-- START OF Data excerpts --
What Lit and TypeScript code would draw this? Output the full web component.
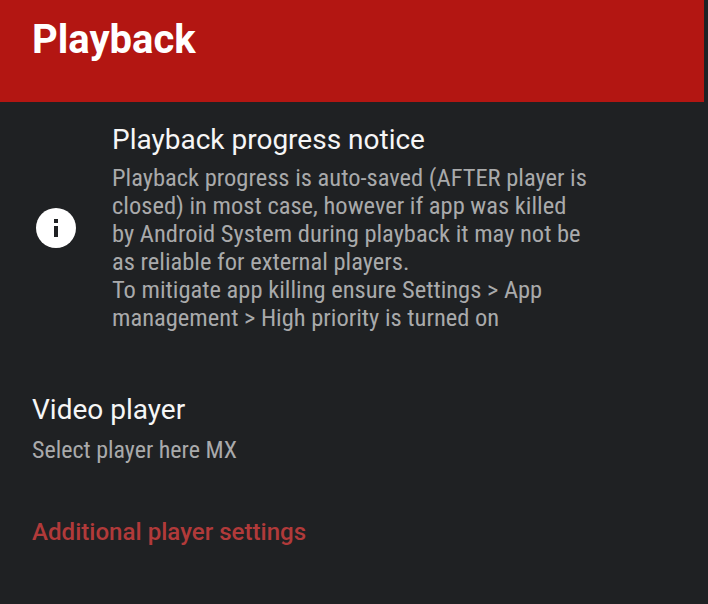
import { LitElement, html, css } from 'lit';
import { customElement } from 'lit/decorators.js';

@customElement('app-root')
export class AppRoot extends LitElement {
  static styles = css`
    :host {
      display: block;
      width: 708px;
      height: 604px;
      overflow: hidden;
      background: #1f2124;
      font-family: Roboto, 'Liberation Sans', sans-serif;
    }

    .page {
      height: 604px;
      margin-right: 4px;
      background: #1f2123;
    }

    .toolbar {
      height: 102px;
      box-sizing: border-box;
      padding: 16px 0 0 32px;
      background: #b31612;
      color: #fff;
      font-size: 40px;
      font-weight: 700;
      line-height: 48px;
    }

    .notice {
      display: flex;
      align-items: center;
      padding: 22px 32px 0 36px;
    }

    .notice svg {
      flex: none;
      width: 40px;
      height: 40px;
      margin-right: 36px;
    }

    .title {
      color: #f6f6f6;
      font-size: 28px;
      line-height: 32px;
    }

    .summary {
      color: #a9aaab;
      font-size: 24.5px;
      line-height: 28px;
      font-stretch: condensed;
      white-space: pre-line;
    }

    .notice .summary {
      margin-top: 8px;
    }

    .player {
      padding: 62px 32px 0;
    }

    .player .summary {
      margin-top: 10px;
      font-size: 24px;
    }

    .category {
      padding: 52px 32px 0;
      color: #b13a3a;
      font-size: 24.1px;
      font-weight: 500;
      line-height: 32px;
    }
  `;

  render() {
    return html`
      <div class="page">
        <div class="toolbar">Playback</div>
        <div class="notice">
          <svg viewBox="0 0 40 40">
            <circle cx="20" cy="20" r="20" fill="#fff"></circle>
            <rect x="18" y="18" width="4" height="11" fill="#1f2123"></rect>
            <rect x="18" y="11" width="4" height="4" fill="#1f2123"></rect>
          </svg>
          <div>
            <div class="title">Playback progress notice</div>
            <div class="summary">Playback progress is auto-saved (AFTER player is
closed) in most case, however if app was killed
by Android System during playback it may not be
as reliable for external players.
To mitigate app killing ensure Settings &gt; App
management &gt; High priority is turned on</div>
          </div>
        </div>
        <div class="player">
          <div class="title">Video player</div>
          <div class="summary">Select player here MX</div>
        </div>
        <div class="category">Additional player settings</div>
      </div>
    `;
  }
}
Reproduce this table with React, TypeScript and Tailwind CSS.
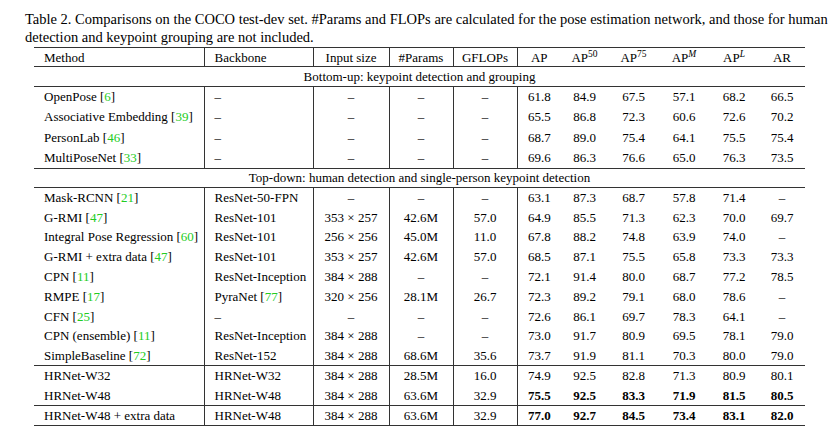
type Row = {
  method: string;
  cite?: string;
  backbone: string;
  bcite?: string;
  input: string;
  params: string;
  gflops: string;
  vals: string[];
  bold?: boolean;
};

const D = "–";

const bottomUp: Row[] = [
  { method: "OpenPose", cite: "6", backbone: D, input: D, params: D, gflops: D, vals: ["61.8", "84.9", "67.5", "57.1", "68.2", "66.5"] },
  { method: "Associative Embedding", cite: "39", backbone: D, input: D, params: D, gflops: D, vals: ["65.5", "86.8", "72.3", "60.6", "72.6", "70.2"] },
  { method: "PersonLab", cite: "46", backbone: D, input: D, params: D, gflops: D, vals: ["68.7", "89.0", "75.4", "64.1", "75.5", "75.4"] },
  { method: "MultiPoseNet", cite: "33", backbone: D, input: D, params: D, gflops: D, vals: ["69.6", "86.3", "76.6", "65.0", "76.3", "73.5"] },
];

const topDown: Row[] = [
  { method: "Mask-RCNN", cite: "21", backbone: "ResNet-50-FPN", input: D, params: D, gflops: D, vals: ["63.1", "87.3", "68.7", "57.8", "71.4", D] },
  { method: "G-RMI", cite: "47", backbone: "ResNet-101", input: "353 × 257", params: "42.6M", gflops: "57.0", vals: ["64.9", "85.5", "71.3", "62.3", "70.0", "69.7"] },
  { method: "Integral Pose Regression", cite: "60", backbone: "ResNet-101", input: "256 × 256", params: "45.0M", gflops: "11.0", vals: ["67.8", "88.2", "74.8", "63.9", "74.0", D] },
  { method: "G-RMI + extra data", cite: "47", backbone: "ResNet-101", input: "353 × 257", params: "42.6M", gflops: "57.0", vals: ["68.5", "87.1", "75.5", "65.8", "73.3", "73.3"] },
  { method: "CPN", cite: "11", backbone: "ResNet-Inception", input: "384 × 288", params: D, gflops: D, vals: ["72.1", "91.4", "80.0", "68.7", "77.2", "78.5"] },
  { method: "RMPE", cite: "17", backbone: "PyraNet", bcite: "77", input: "320 × 256", params: "28.1M", gflops: "26.7", vals: ["72.3", "89.2", "79.1", "68.0", "78.6", D] },
  { method: "CFN", cite: "25", backbone: D, input: D, params: D, gflops: D, vals: ["72.6", "86.1", "69.7", "78.3", "64.1", D] },
  { method: "CPN (ensemble)", cite: "11", backbone: "ResNet-Inception", input: "384 × 288", params: D, gflops: D, vals: ["73.0", "91.7", "80.9", "69.5", "78.1", "79.0"] },
  { method: "SimpleBaseline", cite: "72", backbone: "ResNet-152", input: "384 × 288", params: "68.6M", gflops: "35.6", vals: ["73.7", "91.9", "81.1", "70.3", "80.0", "79.0"] },
];

const ours: Row[] = [
  { method: "HRNet-W32", backbone: "HRNet-W32", input: "384 × 288", params: "28.5M", gflops: "16.0", vals: ["74.9", "92.5", "82.8", "71.3", "80.9", "80.1"] },
  { method: "HRNet-W48", backbone: "HRNet-W48", input: "384 × 288", params: "63.6M", gflops: "32.9", vals: ["75.5", "92.5", "83.3", "71.9", "81.5", "80.5"], bold: true },
];

const extra: Row[] = [
  { method: "HRNet-W48 + extra data", backbone: "HRNet-W48", input: "384 × 288", params: "63.6M", gflops: "32.9", vals: ["77.0", "92.7", "84.5", "73.4", "83.1", "82.0"], bold: true },
];

function Cite({ n }: { n?: string }) {
  if (!n) return null;
  return (
    <>
      {" "}[<span className="text-[#22cc22]">{n}</span>]
    </>
  );
}

function DataRow({ r, ruleTop, tall }: { r: Row; ruleTop?: boolean; tall?: boolean }) {
  const t = ruleTop ? "border-t border-t-[#333]" : "";
  return (
    <tr className={tall ? "h-[20.5px]" : "h-[19.8px]"}>
      <td className={`pl-[10px] border-r border-r-[#333] ${t}`}>
        {r.method}
        <Cite n={r.cite} />
      </td>
      <td className={`pl-[10px] border-r border-r-[#333] ${t}`}>
        {r.backbone}
        <Cite n={r.bcite} />
      </td>
      <td className={`text-center border-r border-r-[#333] ${t}`}>{r.input}</td>
      <td className={`text-center border-r border-r-[#333] ${t}`}>{r.params}</td>
      <td className={`text-center border-r border-r-[#333] ${t}`}>{r.gflops}</td>
      {r.vals.map((v, i) => (
        <td key={i} className={`text-center ${r.bold ? "font-bold" : ""} ${t}`}>
          {v}
        </td>
      ))}
    </tr>
  );
}

function GroupRow({ label }: { label: string }) {
  return (
    <tr className="h-[19.5px]">
      <td colSpan={11} className="text-center border-y border-y-[#333]">
        {label}
      </td>
    </tr>
  );
}

export default function App() {
  return (
    <main className="w-[834px] h-[446px] bg-white text-black font-['Liberation_Serif',serif] overflow-hidden">
      <div className="pl-[25px] pt-[10px] text-[14.5px] leading-[18px]">
        <div className="whitespace-nowrap">
          Table 2. Comparisons on the COCO test-dev set. #Params and FLOPs are calculated for the pose estimation network, and those for human
        </div>
        <div className="whitespace-nowrap">detection and keypoint grouping are not included.</div>
      </div>

      <table className="ml-[34px] mt-[1px] w-[771px] table-fixed border-collapse text-[13px] leading-none border-y border-y-[#333]">
        <colgroup>
          <col className="w-[170px]" />
          <col className="w-[109px]" />
          <col className="w-[76px]" />
          <col className="w-[64px]" />
          <col className="w-[64px]" />
          <col className="w-[44px]" />
          <col className="w-[47px]" />
          <col className="w-[51px]" />
          <col className="w-[50px]" />
          <col className="w-[50px]" />
          <col className="w-[46px]" />
        </colgroup>
        <thead>
          <tr className="h-[19px]">
            <th className="pl-[10px] text-left font-normal border-r border-r-[#333]">Method</th>
            <th className="pl-[10px] text-left font-normal border-r border-r-[#333]">Backbone</th>
            <th className="text-center font-normal border-r border-r-[#333]">Input size</th>
            <th className="text-center font-normal border-r border-r-[#333]">#Params</th>
            <th className="text-center font-normal border-r border-r-[#333]">GFLOPs</th>
            <th className="text-center font-normal">AP</th>
            <th className="text-center font-normal">
              AP<sup className="text-[9.5px]">50</sup>
            </th>
            <th className="text-center font-normal">
              AP<sup className="text-[9.5px]">75</sup>
            </th>
            <th className="text-center font-normal">
              AP<sup className="text-[9.5px] italic">M</sup>
            </th>
            <th className="text-center font-normal">
              AP<sup className="text-[9.5px] italic">L</sup>
            </th>
            <th className="text-center font-normal">AR</th>
          </tr>
        </thead>
        <tbody>
          <GroupRow label="Bottom-up: keypoint detection and grouping" />
          {bottomUp.map((r) => (
            <DataRow key={r.method} r={r} tall />
          ))}
          <GroupRow label="Top-down: human detection and single-person keypoint detection" />
          {topDown.map((r) => (
            <DataRow key={r.method} r={r} />
          ))}
          {ours.map((r, i) => (
            <DataRow key={r.method} r={r} ruleTop={i === 0} />
          ))}
          {extra.map((r) => (
            <DataRow key={r.method} r={r} ruleTop tall />
          ))}
        </tbody>
      </table>
    </main>
  );
}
-- END OF Data excerpts --
Instruction :: Select every line of the material above holding the word "TypeScript" and copy it.

Result ::
What Lit and TypeScript code would draw this? Output the full web component.
Reproduce this table with React, TypeScript and Tailwind CSS.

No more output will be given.